[Recorded information]
--- start ---

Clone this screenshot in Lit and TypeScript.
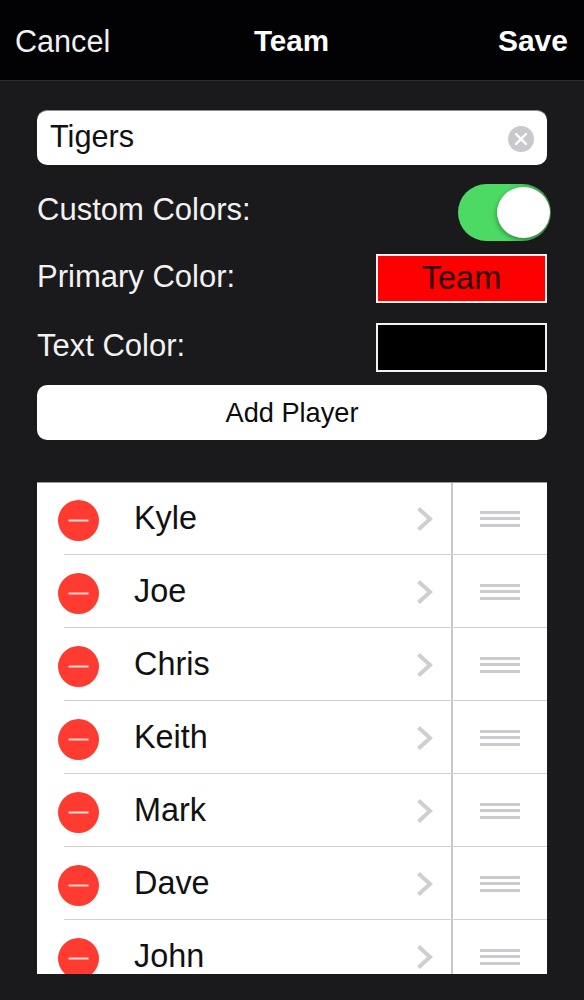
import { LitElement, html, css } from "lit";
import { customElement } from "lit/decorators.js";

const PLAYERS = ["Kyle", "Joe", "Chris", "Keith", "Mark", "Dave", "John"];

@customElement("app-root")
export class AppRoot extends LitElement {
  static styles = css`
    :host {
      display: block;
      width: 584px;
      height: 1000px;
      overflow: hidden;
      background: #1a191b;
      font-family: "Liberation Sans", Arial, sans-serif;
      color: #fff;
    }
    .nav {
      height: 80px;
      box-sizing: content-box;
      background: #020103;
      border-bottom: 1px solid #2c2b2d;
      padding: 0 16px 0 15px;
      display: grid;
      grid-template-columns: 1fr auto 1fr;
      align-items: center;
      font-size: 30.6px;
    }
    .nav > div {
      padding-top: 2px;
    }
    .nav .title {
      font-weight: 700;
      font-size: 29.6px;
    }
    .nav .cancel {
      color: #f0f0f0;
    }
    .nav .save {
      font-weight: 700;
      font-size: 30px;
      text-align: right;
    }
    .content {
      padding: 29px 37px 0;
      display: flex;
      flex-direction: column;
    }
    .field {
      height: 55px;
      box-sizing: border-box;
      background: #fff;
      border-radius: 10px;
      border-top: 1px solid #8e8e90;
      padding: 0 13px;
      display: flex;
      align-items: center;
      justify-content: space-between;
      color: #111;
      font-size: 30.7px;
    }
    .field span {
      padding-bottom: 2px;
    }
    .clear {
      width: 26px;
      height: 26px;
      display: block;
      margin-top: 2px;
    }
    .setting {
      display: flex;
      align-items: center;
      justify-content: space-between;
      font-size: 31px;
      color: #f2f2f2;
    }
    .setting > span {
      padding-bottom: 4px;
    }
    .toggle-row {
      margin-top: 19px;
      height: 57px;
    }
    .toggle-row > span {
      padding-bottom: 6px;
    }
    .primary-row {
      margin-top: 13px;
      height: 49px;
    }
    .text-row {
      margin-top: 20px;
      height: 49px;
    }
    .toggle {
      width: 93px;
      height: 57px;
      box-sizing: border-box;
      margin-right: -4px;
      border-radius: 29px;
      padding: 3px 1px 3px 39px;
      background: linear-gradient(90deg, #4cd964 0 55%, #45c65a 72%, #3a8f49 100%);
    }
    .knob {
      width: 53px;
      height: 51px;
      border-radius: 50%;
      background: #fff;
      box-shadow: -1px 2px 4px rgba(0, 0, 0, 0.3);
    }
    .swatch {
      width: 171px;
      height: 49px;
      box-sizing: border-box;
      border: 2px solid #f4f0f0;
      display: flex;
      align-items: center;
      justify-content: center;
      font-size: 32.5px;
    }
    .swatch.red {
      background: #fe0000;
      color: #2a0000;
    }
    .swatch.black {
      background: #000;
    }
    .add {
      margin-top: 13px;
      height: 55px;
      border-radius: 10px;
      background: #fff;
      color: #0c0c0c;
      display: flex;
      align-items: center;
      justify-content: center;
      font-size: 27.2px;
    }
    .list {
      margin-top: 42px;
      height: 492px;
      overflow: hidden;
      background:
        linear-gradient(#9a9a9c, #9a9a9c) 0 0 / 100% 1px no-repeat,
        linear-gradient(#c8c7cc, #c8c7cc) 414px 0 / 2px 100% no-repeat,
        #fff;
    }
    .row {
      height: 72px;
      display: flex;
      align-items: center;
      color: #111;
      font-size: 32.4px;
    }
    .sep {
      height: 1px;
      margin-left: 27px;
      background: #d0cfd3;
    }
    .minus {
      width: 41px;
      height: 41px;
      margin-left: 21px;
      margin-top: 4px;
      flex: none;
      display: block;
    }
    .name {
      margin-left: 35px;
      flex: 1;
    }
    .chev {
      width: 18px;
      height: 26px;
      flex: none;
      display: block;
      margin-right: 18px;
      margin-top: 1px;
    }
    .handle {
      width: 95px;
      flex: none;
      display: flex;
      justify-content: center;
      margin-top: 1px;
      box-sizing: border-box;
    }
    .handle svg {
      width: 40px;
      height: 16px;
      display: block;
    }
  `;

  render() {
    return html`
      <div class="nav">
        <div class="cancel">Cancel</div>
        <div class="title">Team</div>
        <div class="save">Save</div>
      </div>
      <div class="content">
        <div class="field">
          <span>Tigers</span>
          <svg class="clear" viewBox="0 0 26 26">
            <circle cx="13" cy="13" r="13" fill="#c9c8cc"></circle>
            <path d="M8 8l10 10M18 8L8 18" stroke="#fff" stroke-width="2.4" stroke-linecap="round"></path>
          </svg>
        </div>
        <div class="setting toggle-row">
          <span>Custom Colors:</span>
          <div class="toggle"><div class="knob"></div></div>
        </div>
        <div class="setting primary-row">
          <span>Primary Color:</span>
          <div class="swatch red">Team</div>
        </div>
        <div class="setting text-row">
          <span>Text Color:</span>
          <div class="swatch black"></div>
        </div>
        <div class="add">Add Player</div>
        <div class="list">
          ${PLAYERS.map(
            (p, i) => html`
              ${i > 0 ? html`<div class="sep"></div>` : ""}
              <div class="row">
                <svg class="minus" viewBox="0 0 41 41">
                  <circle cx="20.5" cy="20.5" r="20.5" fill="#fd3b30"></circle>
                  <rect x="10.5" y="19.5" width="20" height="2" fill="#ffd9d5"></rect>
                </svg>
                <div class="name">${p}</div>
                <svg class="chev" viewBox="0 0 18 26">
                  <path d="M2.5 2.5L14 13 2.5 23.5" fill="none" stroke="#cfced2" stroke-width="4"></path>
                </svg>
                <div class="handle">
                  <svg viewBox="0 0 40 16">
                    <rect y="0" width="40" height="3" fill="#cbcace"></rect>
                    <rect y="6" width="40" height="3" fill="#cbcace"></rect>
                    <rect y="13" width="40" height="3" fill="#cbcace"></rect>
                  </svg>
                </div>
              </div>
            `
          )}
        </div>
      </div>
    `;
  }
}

--- end ---

Please transcribe the material above exactly as written. Leave the pictures out.

Clone this screenshot in Lit and TypeScript.
import { LitElement, html, css } from "lit";
import { customElement } from "lit/decorators.js";

const PLAYERS = ["Kyle", "Joe", "Chris", "Keith", "Mark", "Dave", "John"];

@customElement("app-root")
export class AppRoot extends LitElement {
  static styles = css`
    :host {
      display: block;
      width: 584px;
      height: 1000px;
      overflow: hidden;
      background: #1a191b;
      font-family: "Liberation Sans", Arial, sans-serif;
      color: #fff;
    }
    .nav {
      height: 80px;
      box-sizing: content-box;
      background: #020103;
      border-bottom: 1px solid #2c2b2d;
      padding: 0 16px 0 15px;
      display: grid;
      grid-template-columns: 1fr auto 1fr;
      align-items: center;
      font-size: 30.6px;
    }
    .nav > div {
      padding-top: 2px;
    }
    .nav .title {
      font-weight: 700;
      font-size: 29.6px;
    }
    .nav .cancel {
      color: #f0f0f0;
    }
    .nav .save {
      font-weight: 700;
      font-size: 30px;
      text-align: right;
    }
    .content {
      padding: 29px 37px 0;
      display: flex;
      flex-direction: column;
    }
    .field {
      height: 55px;
      box-sizing: border-box;
      background: #fff;
      border-radius: 10px;
      border-top: 1px solid #8e8e90;
      padding: 0 13px;
      display: flex;
      align-items: center;
      justify-content: space-between;
      color: #111;
      font-size: 30.7px;
    }
    .field span {
      padding-bottom: 2px;
    }
    .clear {
      width: 26px;
      height: 26px;
      display: block;
      margin-top: 2px;
    }
    .setting {
      display: flex;
      align-items: center;
      justify-content: space-between;
      font-size: 31px;
      color: #f2f2f2;
    }
    .setting > span {
      padding-bottom: 4px;
    }
    .toggle-row {
      margin-top: 19px;
      height: 57px;
    }
    .toggle-row > span {
      padding-bottom: 6px;
    }
    .primary-row {
      margin-top: 13px;
      height: 49px;
    }
    .text-row {
      margin-top: 20px;
      height: 49px;
    }
    .toggle {
      width: 93px;
      height: 57px;
      box-sizing: border-box;
      margin-right: -4px;
      border-radius: 29px;
      padding: 3px 1px 3px 39px;
      background: linear-gradient(90deg, #4cd964 0 55%, #45c65a 72%, #3a8f49 100%);
    }
    .knob {
      width: 53px;
      height: 51px;
      border-radius: 50%;
      background: #fff;
      box-shadow: -1px 2px 4px rgba(0, 0, 0, 0.3);
    }
    .swatch {
      width: 171px;
      height: 49px;
      box-sizing: border-box;
      border: 2px solid #f4f0f0;
      display: flex;
      align-items: center;
      justify-content: center;
      font-size: 32.5px;
    }
    .swatch.red {
      background: #fe0000;
      color: #2a0000;
    }
    .swatch.black {
      background: #000;
    }
    .add {
      margin-top: 13px;
      height: 55px;
      border-radius: 10px;
      background: #fff;
      color: #0c0c0c;
      display: flex;
      align-items: center;
      justify-content: center;
      font-size: 27.2px;
    }
    .list {
      margin-top: 42px;
      height: 492px;
      overflow: hidden;
      background:
        linear-gradient(#9a9a9c, #9a9a9c) 0 0 / 100% 1px no-repeat,
        linear-gradient(#c8c7cc, #c8c7cc) 414px 0 / 2px 100% no-repeat,
        #fff;
    }
    .row {
      height: 72px;
      display: flex;
      align-items: center;
      color: #111;
      font-size: 32.4px;
    }
    .sep {
      height: 1px;
      margin-left: 27px;
      background: #d0cfd3;
    }
    .minus {
      width: 41px;
      height: 41px;
      margin-left: 21px;
      margin-top: 4px;
      flex: none;
      display: block;
    }
    .name {
      margin-left: 35px;
      flex: 1;
    }
    .chev {
      width: 18px;
      height: 26px;
      flex: none;
      display: block;
      margin-right: 18px;
      margin-top: 1px;
    }
    .handle {
      width: 95px;
      flex: none;
      display: flex;
      justify-content: center;
      margin-top: 1px;
      box-sizing: border-box;
    }
    .handle svg {
      width: 40px;
      height: 16px;
      display: block;
    }
  `;

  render() {
    return html`
      <div class="nav">
        <div class="cancel">Cancel</div>
        <div class="title">Team</div>
        <div class="save">Save</div>
      </div>
      <div class="content">
        <div class="field">
          <span>Tigers</span>
          <svg class="clear" viewBox="0 0 26 26">
            <circle cx="13" cy="13" r="13" fill="#c9c8cc"></circle>
            <path d="M8 8l10 10M18 8L8 18" stroke="#fff" stroke-width="2.4" stroke-linecap="round"></path>
          </svg>
        </div>
        <div class="setting toggle-row">
          <span>Custom Colors:</span>
          <div class="toggle"><div class="knob"></div></div>
        </div>
        <div class="setting primary-row">
          <span>Primary Color:</span>
          <div class="swatch red">Team</div>
        </div>
        <div class="setting text-row">
          <span>Text Color:</span>
          <div class="swatch black"></div>
        </div>
        <div class="add">Add Player</div>
        <div class="list">
          ${PLAYERS.map(
            (p, i) => html`
              ${i > 0 ? html`<div class="sep"></div>` : ""}
              <div class="row">
                <svg class="minus" viewBox="0 0 41 41">
                  <circle cx="20.5" cy="20.5" r="20.5" fill="#fd3b30"></circle>
                  <rect x="10.5" y="19.5" width="20" height="2" fill="#ffd9d5"></rect>
                </svg>
                <div class="name">${p}</div>
                <svg class="chev" viewBox="0 0 18 26">
                  <path d="M2.5 2.5L14 13 2.5 23.5" fill="none" stroke="#cfced2" stroke-width="4"></path>
                </svg>
                <div class="handle">
                  <svg viewBox="0 0 40 16">
                    <rect y="0" width="40" height="3" fill="#cbcace"></rect>
                    <rect y="6" width="40" height="3" fill="#cbcace"></rect>
                    <rect y="13" width="40" height="3" fill="#cbcace"></rect>
                  </svg>
                </div>
              </div>
            `
          )}
        </div>
      </div>
    `;
  }
}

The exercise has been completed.